Richmond-based photographer Susan Worsham is represented here by images from her Bittersweet On Bostwick Lane portfolio, itself a selection from her larger body of work Some Fox Trails In Virginia.
This body of work grows out of deep personal loss, the death in just a few years of Worsham's father, brother (by suicide), and mother.
This work also grows out of Worsham's relationship with her neighbor Margaret Daniel, a biology teacher and old friend of the family. Worsham remembers that Daniel "is one of the last remaining threads from my childhood and was the last person to see my brother alive. She made Russell her homemade bread and he finished the whole loaf before he shot himself."
So these images are about memory and loss and about transitions and relationships of long standing, and about serendipity, the serendipity of Worsham's finding "a set of antique veterinary slides" shortly after her mother died.
"They were some of the most interesting things that I had ever seen," Worsham says. "They seemed to hold beauty and death at the same time. I framed 90 of them in a long wooden frame resembling the shape of the slide itself. It was the first piece of art that I made after my mother died."
This work led her to photograph her "old childhood home as well as my oldest neighbor, Margaret."
And so, in good Southern fashion, Worsham says, "the story came full circle one day when Margaret brought out her own dissection kit and microscope slides. I had forgotten that she had been a biology teacher, and here she was holding the same sort of slides that I was so fascinated by.

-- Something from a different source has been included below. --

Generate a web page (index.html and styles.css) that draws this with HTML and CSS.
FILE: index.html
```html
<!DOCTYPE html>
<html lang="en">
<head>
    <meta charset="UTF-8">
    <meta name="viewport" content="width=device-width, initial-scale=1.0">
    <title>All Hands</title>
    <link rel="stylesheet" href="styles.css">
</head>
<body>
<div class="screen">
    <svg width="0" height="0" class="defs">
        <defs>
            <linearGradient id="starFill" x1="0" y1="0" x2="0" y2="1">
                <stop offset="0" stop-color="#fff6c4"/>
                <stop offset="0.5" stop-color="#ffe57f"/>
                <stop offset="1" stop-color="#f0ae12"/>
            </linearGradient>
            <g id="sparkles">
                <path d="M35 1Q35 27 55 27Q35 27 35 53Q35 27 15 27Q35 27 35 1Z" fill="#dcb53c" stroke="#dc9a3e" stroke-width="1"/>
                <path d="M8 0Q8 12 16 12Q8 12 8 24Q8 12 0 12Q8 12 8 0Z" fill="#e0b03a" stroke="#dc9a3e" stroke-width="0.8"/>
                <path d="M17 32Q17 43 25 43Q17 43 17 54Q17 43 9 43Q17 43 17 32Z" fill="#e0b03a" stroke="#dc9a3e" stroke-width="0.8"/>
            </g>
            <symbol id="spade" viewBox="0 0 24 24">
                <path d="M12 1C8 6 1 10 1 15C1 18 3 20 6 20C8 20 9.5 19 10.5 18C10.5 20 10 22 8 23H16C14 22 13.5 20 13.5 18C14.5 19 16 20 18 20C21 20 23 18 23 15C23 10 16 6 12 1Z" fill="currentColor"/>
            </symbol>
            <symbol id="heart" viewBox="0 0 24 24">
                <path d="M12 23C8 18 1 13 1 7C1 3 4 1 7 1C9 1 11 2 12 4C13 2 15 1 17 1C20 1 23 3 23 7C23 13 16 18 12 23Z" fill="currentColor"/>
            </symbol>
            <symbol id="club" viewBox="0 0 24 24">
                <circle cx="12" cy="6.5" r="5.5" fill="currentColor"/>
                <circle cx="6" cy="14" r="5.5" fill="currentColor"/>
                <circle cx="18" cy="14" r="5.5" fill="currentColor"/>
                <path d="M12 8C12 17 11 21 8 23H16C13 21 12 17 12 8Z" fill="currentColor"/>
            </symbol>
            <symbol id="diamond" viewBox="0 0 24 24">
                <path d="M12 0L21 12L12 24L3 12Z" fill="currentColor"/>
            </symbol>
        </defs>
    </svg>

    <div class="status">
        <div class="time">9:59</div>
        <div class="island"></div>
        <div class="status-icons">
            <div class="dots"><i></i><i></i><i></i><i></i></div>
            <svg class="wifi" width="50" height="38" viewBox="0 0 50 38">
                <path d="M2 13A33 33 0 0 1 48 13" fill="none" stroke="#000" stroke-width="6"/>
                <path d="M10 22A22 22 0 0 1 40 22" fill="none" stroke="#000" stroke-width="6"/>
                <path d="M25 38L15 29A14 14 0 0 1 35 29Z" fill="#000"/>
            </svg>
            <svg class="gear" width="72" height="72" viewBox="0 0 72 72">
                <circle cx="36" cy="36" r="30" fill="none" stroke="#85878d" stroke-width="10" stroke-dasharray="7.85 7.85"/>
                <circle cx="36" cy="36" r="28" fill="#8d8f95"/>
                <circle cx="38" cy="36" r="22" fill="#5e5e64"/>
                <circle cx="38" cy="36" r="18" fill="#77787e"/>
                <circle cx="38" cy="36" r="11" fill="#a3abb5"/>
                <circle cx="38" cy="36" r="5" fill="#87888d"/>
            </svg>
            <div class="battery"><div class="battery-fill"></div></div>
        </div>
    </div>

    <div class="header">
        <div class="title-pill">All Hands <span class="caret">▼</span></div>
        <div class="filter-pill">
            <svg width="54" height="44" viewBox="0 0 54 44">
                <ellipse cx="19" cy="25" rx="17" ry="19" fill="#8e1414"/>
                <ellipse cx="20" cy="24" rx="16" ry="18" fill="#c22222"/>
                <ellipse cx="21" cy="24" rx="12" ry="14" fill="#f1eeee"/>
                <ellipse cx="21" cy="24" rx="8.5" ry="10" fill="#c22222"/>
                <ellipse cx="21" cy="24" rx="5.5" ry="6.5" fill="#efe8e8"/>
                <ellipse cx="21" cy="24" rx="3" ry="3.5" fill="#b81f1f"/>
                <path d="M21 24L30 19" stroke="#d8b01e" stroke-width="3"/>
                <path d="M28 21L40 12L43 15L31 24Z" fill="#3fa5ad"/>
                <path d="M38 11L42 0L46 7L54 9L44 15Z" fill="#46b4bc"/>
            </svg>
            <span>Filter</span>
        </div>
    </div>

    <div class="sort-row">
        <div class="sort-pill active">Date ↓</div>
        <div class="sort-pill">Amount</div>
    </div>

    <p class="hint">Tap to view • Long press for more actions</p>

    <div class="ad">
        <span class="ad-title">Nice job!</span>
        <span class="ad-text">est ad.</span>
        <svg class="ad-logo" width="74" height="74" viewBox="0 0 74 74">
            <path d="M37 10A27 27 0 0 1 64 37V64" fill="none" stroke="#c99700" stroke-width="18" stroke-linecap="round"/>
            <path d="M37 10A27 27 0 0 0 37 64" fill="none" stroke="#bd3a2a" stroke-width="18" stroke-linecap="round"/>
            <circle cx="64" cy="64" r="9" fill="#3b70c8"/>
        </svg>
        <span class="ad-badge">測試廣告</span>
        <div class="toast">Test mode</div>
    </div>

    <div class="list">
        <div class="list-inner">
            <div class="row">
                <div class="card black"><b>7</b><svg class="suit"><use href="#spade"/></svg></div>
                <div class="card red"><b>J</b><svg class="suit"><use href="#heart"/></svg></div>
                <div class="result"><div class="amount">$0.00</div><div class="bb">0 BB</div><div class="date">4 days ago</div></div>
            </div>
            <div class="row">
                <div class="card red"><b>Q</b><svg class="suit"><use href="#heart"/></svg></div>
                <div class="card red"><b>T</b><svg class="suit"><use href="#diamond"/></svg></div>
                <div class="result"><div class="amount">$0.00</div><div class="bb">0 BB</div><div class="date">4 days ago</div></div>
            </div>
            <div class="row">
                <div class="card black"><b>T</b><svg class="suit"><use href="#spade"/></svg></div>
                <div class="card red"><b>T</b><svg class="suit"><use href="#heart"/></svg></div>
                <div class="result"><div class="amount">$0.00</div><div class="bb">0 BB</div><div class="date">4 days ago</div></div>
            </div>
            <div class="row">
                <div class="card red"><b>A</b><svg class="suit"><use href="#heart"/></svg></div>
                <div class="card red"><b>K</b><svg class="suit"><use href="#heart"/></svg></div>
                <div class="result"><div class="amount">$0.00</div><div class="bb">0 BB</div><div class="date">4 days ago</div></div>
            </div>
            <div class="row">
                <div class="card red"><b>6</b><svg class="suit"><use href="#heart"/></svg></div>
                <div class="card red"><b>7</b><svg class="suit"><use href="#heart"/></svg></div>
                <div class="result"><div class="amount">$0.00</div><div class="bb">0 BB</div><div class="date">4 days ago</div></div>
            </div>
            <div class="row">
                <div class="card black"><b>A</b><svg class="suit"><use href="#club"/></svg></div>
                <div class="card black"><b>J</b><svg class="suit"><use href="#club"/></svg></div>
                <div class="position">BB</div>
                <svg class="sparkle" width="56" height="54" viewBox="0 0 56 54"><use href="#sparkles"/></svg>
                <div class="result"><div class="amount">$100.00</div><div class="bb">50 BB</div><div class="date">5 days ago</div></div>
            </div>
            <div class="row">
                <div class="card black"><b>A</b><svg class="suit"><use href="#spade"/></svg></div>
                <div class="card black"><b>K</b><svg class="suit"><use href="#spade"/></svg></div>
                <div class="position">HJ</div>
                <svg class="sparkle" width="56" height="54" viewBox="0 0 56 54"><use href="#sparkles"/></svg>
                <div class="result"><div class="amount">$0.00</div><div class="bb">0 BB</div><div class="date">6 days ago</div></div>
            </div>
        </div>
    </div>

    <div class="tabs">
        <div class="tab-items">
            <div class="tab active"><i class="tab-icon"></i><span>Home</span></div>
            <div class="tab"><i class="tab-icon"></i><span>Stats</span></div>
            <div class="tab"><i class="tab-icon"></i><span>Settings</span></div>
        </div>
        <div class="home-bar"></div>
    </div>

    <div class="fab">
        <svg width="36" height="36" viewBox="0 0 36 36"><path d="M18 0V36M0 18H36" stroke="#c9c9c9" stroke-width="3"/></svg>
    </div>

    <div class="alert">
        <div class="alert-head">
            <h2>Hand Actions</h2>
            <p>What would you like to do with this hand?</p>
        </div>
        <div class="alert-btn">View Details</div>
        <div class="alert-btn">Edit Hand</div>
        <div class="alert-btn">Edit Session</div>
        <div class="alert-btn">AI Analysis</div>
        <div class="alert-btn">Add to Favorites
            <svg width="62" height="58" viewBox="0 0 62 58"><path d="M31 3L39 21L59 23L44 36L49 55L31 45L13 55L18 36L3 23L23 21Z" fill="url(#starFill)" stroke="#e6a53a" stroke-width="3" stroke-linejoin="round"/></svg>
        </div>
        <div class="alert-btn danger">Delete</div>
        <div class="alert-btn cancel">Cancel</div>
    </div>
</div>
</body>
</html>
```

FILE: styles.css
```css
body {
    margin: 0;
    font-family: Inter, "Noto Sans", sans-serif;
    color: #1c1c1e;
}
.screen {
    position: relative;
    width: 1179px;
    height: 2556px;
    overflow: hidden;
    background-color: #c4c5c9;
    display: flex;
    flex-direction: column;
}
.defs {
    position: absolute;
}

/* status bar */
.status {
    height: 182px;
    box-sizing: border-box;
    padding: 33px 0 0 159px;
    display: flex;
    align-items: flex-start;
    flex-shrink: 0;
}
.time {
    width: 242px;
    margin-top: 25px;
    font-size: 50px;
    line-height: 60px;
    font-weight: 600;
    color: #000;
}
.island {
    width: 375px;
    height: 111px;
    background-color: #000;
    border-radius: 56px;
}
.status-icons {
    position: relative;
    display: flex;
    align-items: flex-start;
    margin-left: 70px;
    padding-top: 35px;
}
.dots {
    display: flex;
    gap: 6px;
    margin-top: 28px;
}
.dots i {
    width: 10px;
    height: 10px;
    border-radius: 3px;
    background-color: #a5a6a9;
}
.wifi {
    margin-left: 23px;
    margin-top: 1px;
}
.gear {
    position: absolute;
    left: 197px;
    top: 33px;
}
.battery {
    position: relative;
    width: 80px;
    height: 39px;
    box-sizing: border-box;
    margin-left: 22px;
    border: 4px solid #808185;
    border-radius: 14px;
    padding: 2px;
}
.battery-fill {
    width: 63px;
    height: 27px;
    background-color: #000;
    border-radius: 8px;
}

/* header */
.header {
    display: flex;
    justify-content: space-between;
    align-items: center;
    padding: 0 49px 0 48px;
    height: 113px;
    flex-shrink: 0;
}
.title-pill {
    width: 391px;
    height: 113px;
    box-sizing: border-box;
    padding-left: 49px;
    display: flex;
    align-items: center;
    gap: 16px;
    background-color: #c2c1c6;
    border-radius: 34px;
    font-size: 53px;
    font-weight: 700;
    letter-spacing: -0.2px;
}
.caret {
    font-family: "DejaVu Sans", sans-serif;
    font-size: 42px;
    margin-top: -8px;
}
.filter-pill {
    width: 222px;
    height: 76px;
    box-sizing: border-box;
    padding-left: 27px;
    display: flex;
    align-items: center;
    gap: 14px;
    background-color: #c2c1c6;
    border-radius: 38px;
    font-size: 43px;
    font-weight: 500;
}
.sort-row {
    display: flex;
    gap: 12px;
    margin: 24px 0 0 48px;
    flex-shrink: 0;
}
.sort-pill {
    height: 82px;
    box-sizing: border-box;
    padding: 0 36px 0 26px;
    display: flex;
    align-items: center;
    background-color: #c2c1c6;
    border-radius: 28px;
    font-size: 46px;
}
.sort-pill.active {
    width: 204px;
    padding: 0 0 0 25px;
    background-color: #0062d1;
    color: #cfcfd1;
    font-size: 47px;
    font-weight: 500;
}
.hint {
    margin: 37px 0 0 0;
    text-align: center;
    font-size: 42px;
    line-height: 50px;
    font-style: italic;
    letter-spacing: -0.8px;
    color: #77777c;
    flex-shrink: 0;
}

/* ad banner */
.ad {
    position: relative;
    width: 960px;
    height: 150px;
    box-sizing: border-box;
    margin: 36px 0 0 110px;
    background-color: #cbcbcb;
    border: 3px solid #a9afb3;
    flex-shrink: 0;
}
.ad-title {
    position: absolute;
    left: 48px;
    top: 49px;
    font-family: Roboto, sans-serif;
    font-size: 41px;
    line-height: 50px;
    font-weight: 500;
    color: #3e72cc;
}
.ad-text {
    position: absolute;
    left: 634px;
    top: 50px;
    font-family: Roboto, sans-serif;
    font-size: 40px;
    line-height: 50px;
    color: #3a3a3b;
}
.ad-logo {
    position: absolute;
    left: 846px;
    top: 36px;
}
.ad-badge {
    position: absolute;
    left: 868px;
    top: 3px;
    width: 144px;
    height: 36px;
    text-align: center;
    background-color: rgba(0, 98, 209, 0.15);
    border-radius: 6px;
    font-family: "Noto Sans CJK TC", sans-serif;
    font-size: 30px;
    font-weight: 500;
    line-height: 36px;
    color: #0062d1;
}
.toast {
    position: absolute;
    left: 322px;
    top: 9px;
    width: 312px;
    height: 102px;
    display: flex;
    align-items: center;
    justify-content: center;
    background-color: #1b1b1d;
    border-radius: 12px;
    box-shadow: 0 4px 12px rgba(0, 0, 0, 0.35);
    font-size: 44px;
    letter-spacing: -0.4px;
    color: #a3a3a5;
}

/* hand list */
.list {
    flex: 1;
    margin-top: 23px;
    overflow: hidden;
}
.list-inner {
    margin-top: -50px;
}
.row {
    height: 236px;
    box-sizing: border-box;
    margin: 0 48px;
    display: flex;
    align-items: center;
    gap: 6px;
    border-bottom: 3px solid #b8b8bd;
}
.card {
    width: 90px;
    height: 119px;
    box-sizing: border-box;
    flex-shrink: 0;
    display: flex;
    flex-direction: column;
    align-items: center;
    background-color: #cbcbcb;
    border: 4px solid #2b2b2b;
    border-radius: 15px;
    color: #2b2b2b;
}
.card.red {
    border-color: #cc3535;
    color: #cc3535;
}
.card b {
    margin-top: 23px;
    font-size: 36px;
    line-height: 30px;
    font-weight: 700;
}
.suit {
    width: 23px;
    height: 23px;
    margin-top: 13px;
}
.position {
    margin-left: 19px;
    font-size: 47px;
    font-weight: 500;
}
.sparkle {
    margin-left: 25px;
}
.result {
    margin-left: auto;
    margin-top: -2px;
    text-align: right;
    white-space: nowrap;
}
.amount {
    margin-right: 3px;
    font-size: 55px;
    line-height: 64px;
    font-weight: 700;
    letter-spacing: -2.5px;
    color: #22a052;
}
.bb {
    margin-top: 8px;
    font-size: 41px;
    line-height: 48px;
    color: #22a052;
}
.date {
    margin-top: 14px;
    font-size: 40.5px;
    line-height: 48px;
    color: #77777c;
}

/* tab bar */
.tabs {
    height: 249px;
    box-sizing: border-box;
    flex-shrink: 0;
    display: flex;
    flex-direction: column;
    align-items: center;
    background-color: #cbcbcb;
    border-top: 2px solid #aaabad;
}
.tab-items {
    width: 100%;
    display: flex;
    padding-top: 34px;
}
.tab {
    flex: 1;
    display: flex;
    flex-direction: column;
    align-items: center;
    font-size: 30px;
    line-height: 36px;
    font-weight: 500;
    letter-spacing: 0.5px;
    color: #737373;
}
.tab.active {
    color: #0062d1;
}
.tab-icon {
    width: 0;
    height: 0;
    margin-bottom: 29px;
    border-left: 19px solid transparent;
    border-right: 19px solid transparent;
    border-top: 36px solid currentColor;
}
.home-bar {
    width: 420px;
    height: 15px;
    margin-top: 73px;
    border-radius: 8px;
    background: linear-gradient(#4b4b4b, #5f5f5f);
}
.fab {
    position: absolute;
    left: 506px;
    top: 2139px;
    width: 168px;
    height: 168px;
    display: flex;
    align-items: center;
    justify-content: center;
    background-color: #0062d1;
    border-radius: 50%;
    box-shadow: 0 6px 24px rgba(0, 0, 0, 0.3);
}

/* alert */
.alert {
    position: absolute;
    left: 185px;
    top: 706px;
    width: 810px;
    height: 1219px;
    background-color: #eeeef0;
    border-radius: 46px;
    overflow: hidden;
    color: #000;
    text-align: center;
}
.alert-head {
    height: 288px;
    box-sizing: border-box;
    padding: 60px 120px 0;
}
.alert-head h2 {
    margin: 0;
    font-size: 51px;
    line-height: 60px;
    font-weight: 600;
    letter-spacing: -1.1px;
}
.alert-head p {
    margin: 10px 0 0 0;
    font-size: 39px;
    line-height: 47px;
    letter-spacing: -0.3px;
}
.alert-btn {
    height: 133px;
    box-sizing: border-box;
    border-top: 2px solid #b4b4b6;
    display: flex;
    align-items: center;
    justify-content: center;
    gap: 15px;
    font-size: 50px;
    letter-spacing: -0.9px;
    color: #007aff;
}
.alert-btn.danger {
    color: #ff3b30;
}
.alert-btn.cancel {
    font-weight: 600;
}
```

"Margaret's microscope and slides have since become a metaphor for my own desire to look deeper into the landscape of my childhood. From the flora and fauna to the feelings, Margaret calls it "blood work."
There is lots of blood in Southern history, blood that was shed, the blood of family ties, blood that is good blood or bad blood. Worsham's is one, creative, helpful way of dealing with it.
There is much fine work here to joy in, and to get lost in. The folks at One One Thousand have much to feel celebratory about.